HTA@50 - Peabody Housetypes

In the late 1990's HTA designed a standard housetype range for The Peabody Trust with the aim of developing a systematic approach to housing design and construction. The programme improved design and quality standards and opened the way for mainstreaming offsite manufacture. The aim was to use the best learning from vernacular urban terrace forms to provide good ordinary housing based on repetitive design. 

Taking the layout of the typical narrow fronted Georgian house and its Victorian descendant as a proven template for organising the functions of a house, the design concept was based on an analysis of habitable rooms and their relationship to service and circulation zones. HTA generated plan types and construction principles that provided flexible spaces and future adaptability. The design was intended to use pre-manufactured elements and to be easy to build, free from internal loadbearing structure and also to carry predictable costs. All 'types' included an entry level kitchen and dining room with a living room at first floor level. The suite of 3, 4 and 5 bedroom house types provided each family with a front door to the street in a design that was easy to repeat and apply to the specific conditions of different sites with a focus on low cost medium-scale development.

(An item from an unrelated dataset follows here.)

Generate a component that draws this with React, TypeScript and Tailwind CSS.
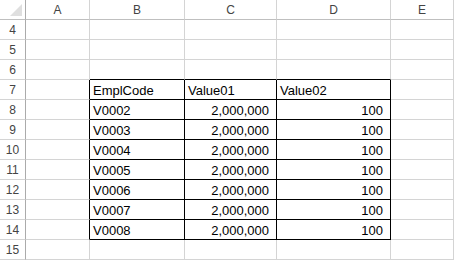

Eight sites were developed in Tower Hamlets and Hackney using the developed system, all were either derelict or vacant and adjacent to residential and other mixed uses. Three were built to relocate families from a large estate nearby to enable its partial redevelopment, enabling residents to stay within their established community. Several sites involved detailed consultation with the anticipated residents to ensure specific needs were met for unit size and accessibility. The external appearance derived from crisp brickwork and an easily manufactured mono-pitch roof to cover each three-storey house, the vertical articulation quietly balancing the horizontality of the long terrace.

Post Occupancy Evaluation was carried out by Peabody on three developments and returned high levels of satisfaction with the new homes and their appearance, layout and space standards, all of which were judged to be of high quality. Toward the end of the project it was recognised that for maximum benefit the entire supply chain must support the adoption of design and construction with modular components.

This programme was a key moment for HTA, bringing together standardised but flexible 'kit of parts' housing approaches to urban sites, laying the foundations for our current work with local authorities and others on similar sites and also the development of modular housing capable of mass customisation.